Extracted data:
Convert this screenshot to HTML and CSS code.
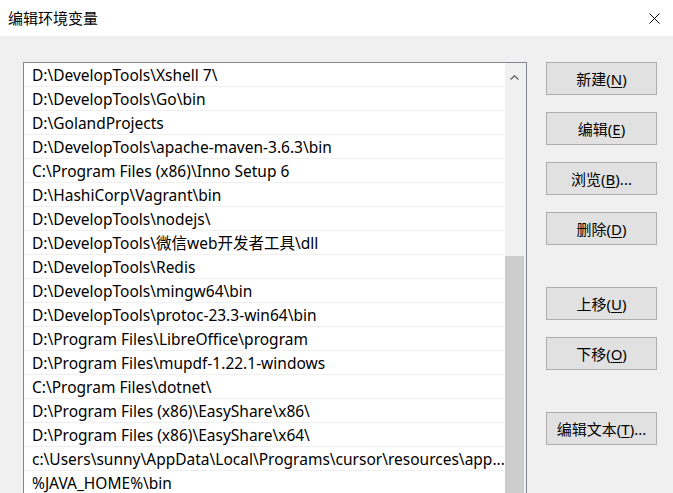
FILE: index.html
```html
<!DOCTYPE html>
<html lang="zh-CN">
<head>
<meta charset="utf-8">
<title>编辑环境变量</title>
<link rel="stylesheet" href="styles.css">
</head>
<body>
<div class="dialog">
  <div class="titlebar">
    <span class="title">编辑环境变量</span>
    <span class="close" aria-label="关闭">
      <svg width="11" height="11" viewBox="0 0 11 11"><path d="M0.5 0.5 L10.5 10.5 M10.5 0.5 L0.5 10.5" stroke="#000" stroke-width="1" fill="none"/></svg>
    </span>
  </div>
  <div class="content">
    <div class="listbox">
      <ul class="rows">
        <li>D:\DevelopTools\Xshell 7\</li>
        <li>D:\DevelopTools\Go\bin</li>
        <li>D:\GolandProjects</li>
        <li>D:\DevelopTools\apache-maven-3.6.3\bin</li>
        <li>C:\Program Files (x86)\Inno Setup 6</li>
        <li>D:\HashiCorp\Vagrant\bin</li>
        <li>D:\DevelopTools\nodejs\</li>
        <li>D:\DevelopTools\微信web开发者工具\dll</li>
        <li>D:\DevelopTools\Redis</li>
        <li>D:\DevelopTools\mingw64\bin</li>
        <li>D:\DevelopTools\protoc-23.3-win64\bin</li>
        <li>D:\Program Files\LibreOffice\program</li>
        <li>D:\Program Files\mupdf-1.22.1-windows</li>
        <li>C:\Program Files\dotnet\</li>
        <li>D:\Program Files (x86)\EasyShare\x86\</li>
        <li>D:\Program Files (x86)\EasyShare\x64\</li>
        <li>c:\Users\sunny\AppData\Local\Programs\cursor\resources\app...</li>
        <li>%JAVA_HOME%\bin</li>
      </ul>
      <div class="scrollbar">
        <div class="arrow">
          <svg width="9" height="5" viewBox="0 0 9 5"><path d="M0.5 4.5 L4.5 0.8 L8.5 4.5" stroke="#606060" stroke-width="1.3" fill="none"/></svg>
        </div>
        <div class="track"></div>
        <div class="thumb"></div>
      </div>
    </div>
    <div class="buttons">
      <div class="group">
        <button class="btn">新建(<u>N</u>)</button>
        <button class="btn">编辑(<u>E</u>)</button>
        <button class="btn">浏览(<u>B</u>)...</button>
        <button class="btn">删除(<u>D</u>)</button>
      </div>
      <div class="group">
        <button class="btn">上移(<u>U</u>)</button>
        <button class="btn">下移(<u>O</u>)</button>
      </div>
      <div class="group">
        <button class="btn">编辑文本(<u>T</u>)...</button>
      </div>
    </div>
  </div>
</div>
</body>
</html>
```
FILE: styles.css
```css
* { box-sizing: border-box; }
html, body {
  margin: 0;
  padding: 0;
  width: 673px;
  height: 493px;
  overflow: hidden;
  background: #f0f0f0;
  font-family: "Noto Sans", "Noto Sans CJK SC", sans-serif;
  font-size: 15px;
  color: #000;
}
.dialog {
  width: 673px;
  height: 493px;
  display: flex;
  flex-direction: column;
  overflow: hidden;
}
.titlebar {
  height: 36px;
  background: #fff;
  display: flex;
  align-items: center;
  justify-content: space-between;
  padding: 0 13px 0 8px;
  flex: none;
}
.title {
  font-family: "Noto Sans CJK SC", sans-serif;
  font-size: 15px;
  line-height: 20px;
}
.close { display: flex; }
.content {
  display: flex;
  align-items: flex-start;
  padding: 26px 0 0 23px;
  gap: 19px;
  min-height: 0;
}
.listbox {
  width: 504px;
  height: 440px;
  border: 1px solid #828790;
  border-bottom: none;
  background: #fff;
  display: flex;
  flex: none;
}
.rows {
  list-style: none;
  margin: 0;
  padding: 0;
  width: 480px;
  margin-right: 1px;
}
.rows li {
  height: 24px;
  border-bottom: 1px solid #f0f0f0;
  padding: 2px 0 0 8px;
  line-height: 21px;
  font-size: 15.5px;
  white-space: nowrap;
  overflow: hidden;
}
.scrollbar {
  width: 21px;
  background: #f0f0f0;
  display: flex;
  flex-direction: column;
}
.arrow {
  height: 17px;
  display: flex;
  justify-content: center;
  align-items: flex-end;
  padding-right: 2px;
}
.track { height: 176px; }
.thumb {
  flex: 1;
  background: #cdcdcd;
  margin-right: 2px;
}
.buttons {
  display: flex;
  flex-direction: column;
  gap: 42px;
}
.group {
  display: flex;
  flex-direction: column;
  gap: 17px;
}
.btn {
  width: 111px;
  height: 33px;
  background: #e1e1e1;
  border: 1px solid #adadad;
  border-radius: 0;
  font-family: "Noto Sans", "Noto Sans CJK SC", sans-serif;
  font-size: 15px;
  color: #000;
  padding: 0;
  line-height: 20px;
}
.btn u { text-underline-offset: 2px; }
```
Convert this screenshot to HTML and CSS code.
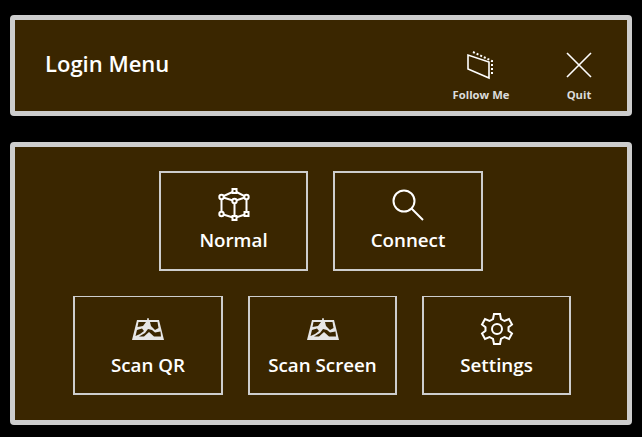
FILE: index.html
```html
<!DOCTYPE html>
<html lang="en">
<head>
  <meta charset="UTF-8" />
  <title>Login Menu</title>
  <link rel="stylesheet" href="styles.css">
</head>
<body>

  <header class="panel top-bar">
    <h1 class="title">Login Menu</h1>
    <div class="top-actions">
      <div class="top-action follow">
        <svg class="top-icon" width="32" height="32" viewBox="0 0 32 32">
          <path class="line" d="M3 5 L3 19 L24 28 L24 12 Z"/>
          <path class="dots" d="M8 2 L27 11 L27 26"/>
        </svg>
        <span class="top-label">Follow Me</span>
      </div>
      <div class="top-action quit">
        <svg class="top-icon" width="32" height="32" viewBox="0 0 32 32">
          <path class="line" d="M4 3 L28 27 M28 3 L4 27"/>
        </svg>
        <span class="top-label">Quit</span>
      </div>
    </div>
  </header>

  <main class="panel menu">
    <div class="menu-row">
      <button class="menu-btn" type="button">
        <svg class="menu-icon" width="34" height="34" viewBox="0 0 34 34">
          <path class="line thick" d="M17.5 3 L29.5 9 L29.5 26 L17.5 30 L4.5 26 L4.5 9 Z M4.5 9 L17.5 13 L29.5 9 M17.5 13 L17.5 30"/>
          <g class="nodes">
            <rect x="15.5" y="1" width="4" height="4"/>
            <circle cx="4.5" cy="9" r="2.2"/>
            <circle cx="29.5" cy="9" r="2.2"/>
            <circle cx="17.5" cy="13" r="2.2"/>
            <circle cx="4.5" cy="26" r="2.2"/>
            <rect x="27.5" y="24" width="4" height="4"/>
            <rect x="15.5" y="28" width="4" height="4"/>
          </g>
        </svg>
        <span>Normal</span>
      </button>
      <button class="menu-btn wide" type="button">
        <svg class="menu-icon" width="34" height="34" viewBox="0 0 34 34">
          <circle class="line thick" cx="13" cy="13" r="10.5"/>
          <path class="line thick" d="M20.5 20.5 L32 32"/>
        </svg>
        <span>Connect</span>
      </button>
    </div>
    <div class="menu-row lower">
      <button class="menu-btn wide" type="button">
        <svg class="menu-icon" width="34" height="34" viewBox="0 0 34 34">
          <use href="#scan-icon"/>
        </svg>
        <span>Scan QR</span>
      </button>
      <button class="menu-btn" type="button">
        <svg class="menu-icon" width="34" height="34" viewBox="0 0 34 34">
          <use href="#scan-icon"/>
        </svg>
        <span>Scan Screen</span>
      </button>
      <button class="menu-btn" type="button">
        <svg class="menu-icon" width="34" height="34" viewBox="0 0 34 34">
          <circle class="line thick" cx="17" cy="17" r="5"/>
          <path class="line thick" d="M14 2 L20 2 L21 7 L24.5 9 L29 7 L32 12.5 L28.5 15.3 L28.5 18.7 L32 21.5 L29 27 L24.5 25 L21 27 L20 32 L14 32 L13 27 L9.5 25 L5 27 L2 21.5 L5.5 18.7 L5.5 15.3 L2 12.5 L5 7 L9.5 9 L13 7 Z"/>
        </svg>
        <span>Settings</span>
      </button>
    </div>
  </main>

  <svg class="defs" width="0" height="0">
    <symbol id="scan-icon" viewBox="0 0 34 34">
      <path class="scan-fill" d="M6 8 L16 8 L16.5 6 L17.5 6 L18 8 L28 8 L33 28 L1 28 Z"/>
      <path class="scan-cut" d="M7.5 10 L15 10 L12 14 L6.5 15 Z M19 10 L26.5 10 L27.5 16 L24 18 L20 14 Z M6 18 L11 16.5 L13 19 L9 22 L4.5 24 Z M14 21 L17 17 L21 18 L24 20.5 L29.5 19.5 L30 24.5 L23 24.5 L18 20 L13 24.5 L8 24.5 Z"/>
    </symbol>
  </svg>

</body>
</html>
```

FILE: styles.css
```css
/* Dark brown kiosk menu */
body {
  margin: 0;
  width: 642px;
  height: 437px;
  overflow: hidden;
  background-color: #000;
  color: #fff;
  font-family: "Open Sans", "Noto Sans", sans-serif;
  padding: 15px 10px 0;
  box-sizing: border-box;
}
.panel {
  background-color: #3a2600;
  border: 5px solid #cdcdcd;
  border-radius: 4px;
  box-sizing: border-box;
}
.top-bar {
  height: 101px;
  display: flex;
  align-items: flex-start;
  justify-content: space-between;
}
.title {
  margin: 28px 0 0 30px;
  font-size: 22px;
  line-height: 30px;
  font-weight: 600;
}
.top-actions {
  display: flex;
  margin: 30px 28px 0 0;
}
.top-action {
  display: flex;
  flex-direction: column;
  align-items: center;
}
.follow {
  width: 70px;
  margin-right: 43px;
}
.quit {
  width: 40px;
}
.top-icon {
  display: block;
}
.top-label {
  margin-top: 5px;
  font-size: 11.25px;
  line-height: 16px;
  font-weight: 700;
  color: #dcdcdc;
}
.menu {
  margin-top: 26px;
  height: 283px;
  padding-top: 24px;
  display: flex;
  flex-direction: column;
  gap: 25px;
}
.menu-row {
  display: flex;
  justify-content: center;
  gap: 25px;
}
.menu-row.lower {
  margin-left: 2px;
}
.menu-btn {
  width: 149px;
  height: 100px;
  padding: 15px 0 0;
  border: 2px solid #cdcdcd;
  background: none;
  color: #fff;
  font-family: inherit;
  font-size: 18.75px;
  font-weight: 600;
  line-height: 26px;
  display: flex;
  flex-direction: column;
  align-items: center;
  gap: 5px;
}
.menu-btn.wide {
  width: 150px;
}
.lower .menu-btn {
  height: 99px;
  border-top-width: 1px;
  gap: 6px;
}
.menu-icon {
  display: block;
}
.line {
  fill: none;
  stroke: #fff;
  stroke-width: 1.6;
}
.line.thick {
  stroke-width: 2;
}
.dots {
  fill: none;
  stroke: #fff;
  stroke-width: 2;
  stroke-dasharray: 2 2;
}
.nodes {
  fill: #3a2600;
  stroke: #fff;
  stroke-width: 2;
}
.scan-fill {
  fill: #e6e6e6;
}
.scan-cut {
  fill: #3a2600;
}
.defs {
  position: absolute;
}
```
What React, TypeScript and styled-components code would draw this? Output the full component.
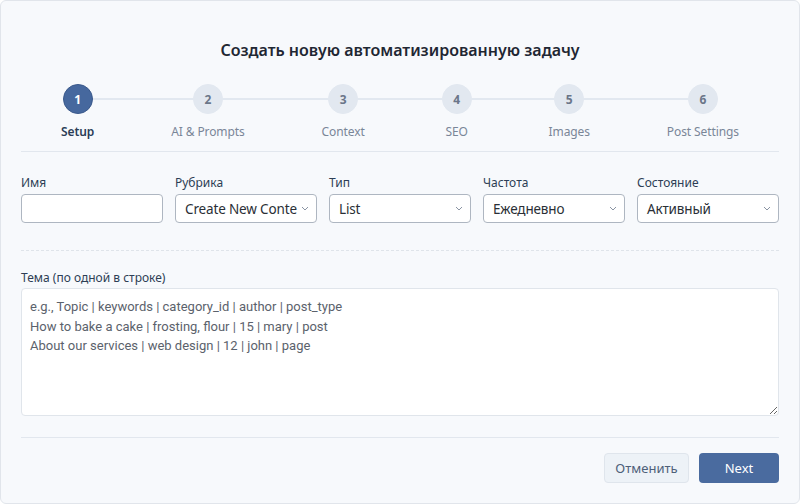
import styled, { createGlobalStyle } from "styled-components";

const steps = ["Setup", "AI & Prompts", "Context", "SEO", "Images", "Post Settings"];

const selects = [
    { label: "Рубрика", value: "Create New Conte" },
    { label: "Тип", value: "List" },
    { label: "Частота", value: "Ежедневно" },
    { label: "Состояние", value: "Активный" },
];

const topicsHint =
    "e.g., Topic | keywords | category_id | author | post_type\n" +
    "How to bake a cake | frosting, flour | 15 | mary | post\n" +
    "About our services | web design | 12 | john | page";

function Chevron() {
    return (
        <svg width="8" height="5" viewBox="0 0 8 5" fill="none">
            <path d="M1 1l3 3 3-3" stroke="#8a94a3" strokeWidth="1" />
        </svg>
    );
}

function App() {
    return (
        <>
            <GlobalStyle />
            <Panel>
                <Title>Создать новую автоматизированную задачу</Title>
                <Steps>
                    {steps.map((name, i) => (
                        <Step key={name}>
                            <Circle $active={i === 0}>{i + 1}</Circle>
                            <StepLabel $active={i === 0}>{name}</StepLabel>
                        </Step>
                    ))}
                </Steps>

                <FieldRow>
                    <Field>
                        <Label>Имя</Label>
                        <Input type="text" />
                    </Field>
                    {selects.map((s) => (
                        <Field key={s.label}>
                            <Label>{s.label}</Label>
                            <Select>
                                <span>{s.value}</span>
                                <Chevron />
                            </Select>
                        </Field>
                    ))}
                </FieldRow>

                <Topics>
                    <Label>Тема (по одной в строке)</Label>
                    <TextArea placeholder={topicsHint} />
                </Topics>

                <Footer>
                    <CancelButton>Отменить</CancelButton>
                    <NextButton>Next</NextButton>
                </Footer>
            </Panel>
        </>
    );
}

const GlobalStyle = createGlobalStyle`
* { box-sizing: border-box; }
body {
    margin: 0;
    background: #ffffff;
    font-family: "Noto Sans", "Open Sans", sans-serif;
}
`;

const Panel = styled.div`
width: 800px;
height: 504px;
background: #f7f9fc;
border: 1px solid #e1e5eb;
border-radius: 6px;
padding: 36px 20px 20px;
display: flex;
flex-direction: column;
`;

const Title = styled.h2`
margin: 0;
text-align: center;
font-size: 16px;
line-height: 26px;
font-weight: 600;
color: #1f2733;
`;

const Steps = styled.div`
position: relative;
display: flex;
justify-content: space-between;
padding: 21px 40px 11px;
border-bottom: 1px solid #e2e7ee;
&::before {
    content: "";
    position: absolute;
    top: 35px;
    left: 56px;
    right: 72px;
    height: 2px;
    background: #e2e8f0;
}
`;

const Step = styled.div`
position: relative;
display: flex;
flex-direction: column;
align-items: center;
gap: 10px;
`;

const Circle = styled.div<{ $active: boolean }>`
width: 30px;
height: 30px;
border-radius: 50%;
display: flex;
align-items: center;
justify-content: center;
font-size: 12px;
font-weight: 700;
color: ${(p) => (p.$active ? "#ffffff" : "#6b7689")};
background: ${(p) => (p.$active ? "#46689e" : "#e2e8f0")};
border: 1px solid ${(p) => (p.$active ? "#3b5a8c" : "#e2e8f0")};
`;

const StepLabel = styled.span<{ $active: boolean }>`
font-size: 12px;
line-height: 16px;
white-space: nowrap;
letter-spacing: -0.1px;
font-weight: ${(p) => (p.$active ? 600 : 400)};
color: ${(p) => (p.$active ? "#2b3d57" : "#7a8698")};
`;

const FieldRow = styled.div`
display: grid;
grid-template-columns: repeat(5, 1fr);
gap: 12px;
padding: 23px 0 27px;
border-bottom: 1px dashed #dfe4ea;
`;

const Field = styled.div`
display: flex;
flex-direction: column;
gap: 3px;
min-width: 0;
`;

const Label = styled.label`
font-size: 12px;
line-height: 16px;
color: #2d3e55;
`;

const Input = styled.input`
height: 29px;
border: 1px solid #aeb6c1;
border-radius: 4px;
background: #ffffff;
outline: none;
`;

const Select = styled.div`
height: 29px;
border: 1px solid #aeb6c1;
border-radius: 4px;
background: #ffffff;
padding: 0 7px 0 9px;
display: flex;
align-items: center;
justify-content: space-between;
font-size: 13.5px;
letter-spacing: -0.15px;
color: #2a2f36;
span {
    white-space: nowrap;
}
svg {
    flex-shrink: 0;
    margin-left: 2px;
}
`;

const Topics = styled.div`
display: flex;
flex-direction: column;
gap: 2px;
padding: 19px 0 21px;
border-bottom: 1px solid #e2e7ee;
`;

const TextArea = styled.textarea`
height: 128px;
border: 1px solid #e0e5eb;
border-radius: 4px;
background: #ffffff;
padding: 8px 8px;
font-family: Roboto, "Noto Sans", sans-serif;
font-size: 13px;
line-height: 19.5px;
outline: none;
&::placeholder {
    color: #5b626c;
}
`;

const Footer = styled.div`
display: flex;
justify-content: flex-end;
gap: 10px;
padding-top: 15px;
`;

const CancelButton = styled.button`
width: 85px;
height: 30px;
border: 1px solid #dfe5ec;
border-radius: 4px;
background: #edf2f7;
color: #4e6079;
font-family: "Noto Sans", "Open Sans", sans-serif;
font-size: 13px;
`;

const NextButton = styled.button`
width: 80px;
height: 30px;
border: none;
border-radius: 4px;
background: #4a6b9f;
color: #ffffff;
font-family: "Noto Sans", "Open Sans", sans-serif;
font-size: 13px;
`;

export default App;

Description of the task:
Repeat exactly, and only, the entries from the line with "What React, TypeScript" through the line with "our services |". Pictures are skipped.

Exercise output:
What React, TypeScript and styled-components code would draw this? Output the full component.
import styled, { createGlobalStyle } from "styled-components";

const steps = ["Setup", "AI & Prompts", "Context", "SEO", "Images", "Post Settings"];

const selects = [
    { label: "Рубрика", value: "Create New Conte" },
    { label: "Тип", value: "List" },
    { label: "Частота", value: "Ежедневно" },
    { label: "Состояние", value: "Активный" },
];

const topicsHint =
    "e.g., Topic | keywords | category_id | author | post_type\n" +
    "How to bake a cake | frosting, flour | 15 | mary | post\n" +
    "About our services | web design | 12 | john | page";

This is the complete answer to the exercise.